Your task is to copy the listing exactly, with the pictures left out.
# START OF Dataset section
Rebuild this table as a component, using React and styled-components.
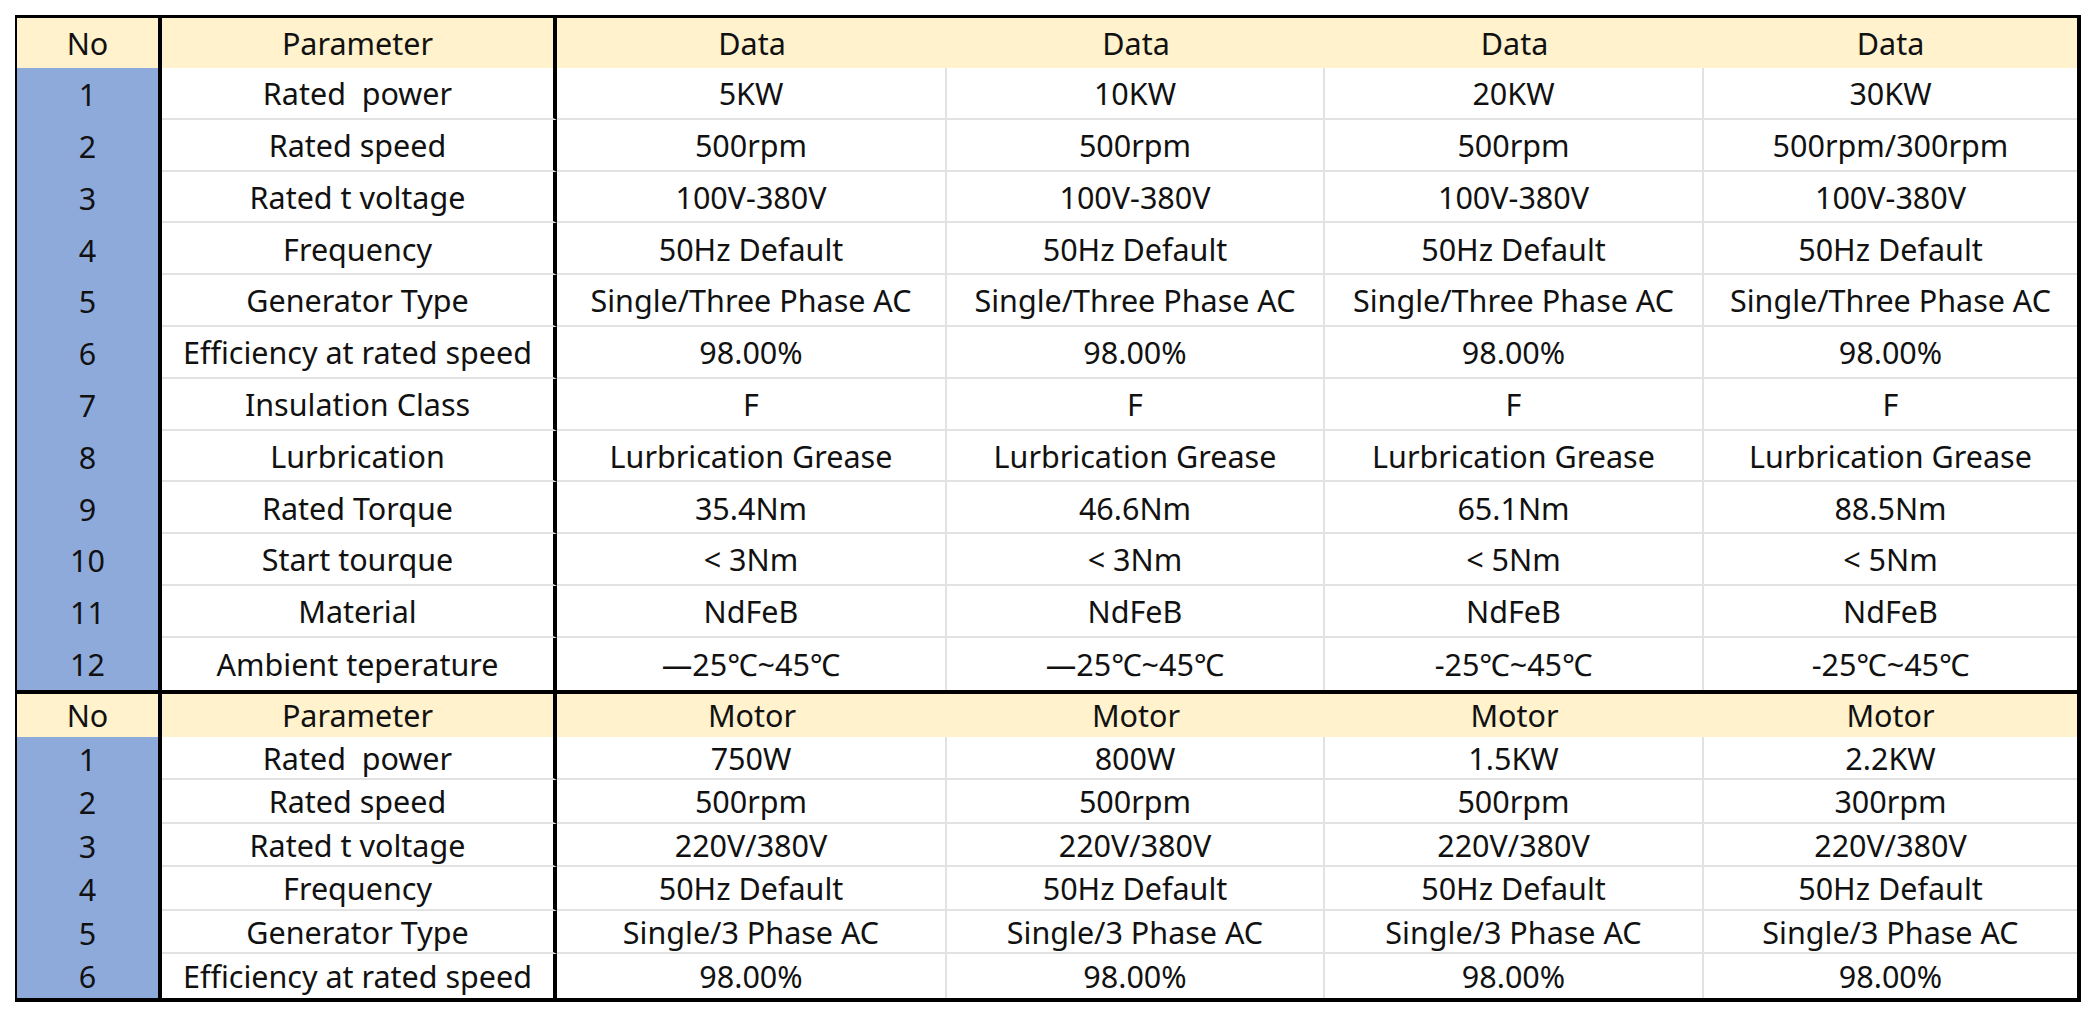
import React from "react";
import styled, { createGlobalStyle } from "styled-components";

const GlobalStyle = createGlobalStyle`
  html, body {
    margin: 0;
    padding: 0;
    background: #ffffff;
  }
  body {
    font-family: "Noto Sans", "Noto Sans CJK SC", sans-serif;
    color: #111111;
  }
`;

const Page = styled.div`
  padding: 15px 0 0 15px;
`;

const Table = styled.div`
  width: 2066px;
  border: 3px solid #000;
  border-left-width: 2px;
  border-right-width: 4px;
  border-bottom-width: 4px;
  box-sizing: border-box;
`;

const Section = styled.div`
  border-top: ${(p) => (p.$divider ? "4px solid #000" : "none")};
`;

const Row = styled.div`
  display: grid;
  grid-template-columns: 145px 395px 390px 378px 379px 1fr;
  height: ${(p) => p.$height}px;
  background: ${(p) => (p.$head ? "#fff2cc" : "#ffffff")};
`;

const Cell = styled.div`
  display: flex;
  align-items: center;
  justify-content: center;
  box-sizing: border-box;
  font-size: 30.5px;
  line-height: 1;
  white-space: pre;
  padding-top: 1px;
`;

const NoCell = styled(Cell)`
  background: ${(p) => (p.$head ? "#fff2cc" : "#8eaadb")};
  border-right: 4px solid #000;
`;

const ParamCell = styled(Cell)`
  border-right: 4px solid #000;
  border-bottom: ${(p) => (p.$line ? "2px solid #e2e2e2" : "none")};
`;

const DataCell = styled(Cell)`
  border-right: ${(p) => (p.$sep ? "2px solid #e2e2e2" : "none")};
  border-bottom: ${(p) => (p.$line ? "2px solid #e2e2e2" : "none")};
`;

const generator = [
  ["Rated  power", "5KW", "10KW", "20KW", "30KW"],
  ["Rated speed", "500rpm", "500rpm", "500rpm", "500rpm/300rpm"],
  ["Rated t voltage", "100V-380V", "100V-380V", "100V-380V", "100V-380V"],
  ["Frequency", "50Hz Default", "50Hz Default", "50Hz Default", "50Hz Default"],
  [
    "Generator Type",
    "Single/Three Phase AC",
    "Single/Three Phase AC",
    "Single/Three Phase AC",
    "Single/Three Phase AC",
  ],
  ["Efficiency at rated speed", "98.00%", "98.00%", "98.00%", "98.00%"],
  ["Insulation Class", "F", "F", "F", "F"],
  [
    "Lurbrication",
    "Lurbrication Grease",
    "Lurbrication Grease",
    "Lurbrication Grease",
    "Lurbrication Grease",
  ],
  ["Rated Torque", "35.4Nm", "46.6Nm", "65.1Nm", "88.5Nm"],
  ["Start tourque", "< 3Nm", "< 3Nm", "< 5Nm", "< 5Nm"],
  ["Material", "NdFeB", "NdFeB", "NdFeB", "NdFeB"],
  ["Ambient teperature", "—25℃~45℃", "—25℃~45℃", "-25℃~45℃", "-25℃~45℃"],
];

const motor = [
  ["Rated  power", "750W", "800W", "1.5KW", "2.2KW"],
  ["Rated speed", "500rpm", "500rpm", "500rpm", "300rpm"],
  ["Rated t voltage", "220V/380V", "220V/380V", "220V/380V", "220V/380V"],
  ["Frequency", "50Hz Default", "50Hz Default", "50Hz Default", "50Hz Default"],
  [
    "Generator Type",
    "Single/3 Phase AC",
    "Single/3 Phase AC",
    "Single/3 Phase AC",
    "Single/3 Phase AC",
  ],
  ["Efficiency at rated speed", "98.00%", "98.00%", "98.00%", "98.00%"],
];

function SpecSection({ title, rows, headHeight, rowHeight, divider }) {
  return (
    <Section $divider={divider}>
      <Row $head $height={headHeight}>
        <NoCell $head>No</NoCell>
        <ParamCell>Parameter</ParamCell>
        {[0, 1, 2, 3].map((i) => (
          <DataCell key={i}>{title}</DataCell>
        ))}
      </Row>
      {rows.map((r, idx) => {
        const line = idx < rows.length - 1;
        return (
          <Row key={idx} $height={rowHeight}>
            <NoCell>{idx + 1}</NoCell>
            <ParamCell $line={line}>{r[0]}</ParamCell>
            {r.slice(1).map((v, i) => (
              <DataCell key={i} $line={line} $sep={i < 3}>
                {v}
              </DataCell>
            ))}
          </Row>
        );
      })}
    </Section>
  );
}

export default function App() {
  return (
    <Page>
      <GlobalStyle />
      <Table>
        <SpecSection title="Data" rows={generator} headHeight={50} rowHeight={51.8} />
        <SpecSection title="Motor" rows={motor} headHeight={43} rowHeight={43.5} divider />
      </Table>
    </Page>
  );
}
# END OF Dataset section
§ Result of this exercise
Rebuild this table as a component, using React and styled-components.
import React from "react";
import styled, { createGlobalStyle } from "styled-components";

const GlobalStyle = createGlobalStyle`
  html, body {
    margin: 0;
    padding: 0;
    background: #ffffff;
  }
  body {
    font-family: "Noto Sans", "Noto Sans CJK SC", sans-serif;
    color: #111111;
  }
`;

const Page = styled.div`
  padding: 15px 0 0 15px;
`;

const Table = styled.div`
  width: 2066px;
  border: 3px solid #000;
  border-left-width: 2px;
  border-right-width: 4px;
  border-bottom-width: 4px;
  box-sizing: border-box;
`;

const Section = styled.div`
  border-top: ${(p) => (p.$divider ? "4px solid #000" : "none")};
`;

const Row = styled.div`
  display: grid;
  grid-template-columns: 145px 395px 390px 378px 379px 1fr;
  height: ${(p) => p.$height}px;
  background: ${(p) => (p.$head ? "#fff2cc" : "#ffffff")};
`;

const Cell = styled.div`
  display: flex;
  align-items: center;
  justify-content: center;
  box-sizing: border-box;
  font-size: 30.5px;
  line-height: 1;
  white-space: pre;
  padding-top: 1px;
`;

const NoCell = styled(Cell)`
  background: ${(p) => (p.$head ? "#fff2cc" : "#8eaadb")};
  border-right: 4px solid #000;
`;

const ParamCell = styled(Cell)`
  border-right: 4px solid #000;
  border-bottom: ${(p) => (p.$line ? "2px solid #e2e2e2" : "none")};
`;

const DataCell = styled(Cell)`
  border-right: ${(p) => (p.$sep ? "2px solid #e2e2e2" : "none")};
  border-bottom: ${(p) => (p.$line ? "2px solid #e2e2e2" : "none")};
`;

const generator = [
  ["Rated  power", "5KW", "10KW", "20KW", "30KW"],
  ["Rated speed", "500rpm", "500rpm", "500rpm", "500rpm/300rpm"],
  ["Rated t voltage", "100V-380V", "100V-380V", "100V-380V", "100V-380V"],
  ["Frequency", "50Hz Default", "50Hz Default", "50Hz Default", "50Hz Default"],
  [
    "Generator Type",
    "Single/Three Phase AC",
    "Single/Three Phase AC",
    "Single/Three Phase AC",
    "Single/Three Phase AC",
  ],
  ["Efficiency at rated speed", "98.00%", "98.00%", "98.00%", "98.00%"],
  ["Insulation Class", "F", "F", "F", "F"],
  [
    "Lurbrication",
    "Lurbrication Grease",
    "Lurbrication Grease",
    "Lurbrication Grease",
    "Lurbrication Grease",
  ],
  ["Rated Torque", "35.4Nm", "46.6Nm", "65.1Nm", "88.5Nm"],
  ["Start tourque", "< 3Nm", "< 3Nm", "< 5Nm", "< 5Nm"],
  ["Material", "NdFeB", "NdFeB", "NdFeB", "NdFeB"],
  ["Ambient teperature", "—25℃~45℃", "—25℃~45℃", "-25℃~45℃", "-25℃~45℃"],
];

const motor = [
  ["Rated  power", "750W", "800W", "1.5KW", "2.2KW"],
  ["Rated speed", "500rpm", "500rpm", "500rpm", "300rpm"],
  ["Rated t voltage", "220V/380V", "220V/380V", "220V/380V", "220V/380V"],
  ["Frequency", "50Hz Default", "50Hz Default", "50Hz Default", "50Hz Default"],
  [
    "Generator Type",
    "Single/3 Phase AC",
    "Single/3 Phase AC",
    "Single/3 Phase AC",
    "Single/3 Phase AC",
  ],
  ["Efficiency at rated speed", "98.00%", "98.00%", "98.00%", "98.00%"],
];

function SpecSection({ title, rows, headHeight, rowHeight, divider }) {
  return (
    <Section $divider={divider}>
      <Row $head $height={headHeight}>
        <NoCell $head>No</NoCell>
        <ParamCell>Parameter</ParamCell>
        {[0, 1, 2, 3].map((i) => (
          <DataCell key={i}>{title}</DataCell>
        ))}
      </Row>
      {rows.map((r, idx) => {
        const line = idx < rows.length - 1;
        return (
          <Row key={idx} $height={rowHeight}>
            <NoCell>{idx + 1}</NoCell>
            <ParamCell $line={line}>{r[0]}</ParamCell>
            {r.slice(1).map((v, i) => (
              <DataCell key={i} $line={line} $sep={i < 3}>
                {v}
              </DataCell>
            ))}
          </Row>
        );
      })}
    </Section>
  );
}

export default function App() {
  return (
    <Page>
      <GlobalStyle />
      <Table>
        <SpecSection title="Data" rows={generator} headHeight={50} rowHeight={51.8} />
        <SpecSection title="Motor" rows={motor} headHeight={43} rowHeight={43.5} divider />
      </Table>
    </Page>
  );
}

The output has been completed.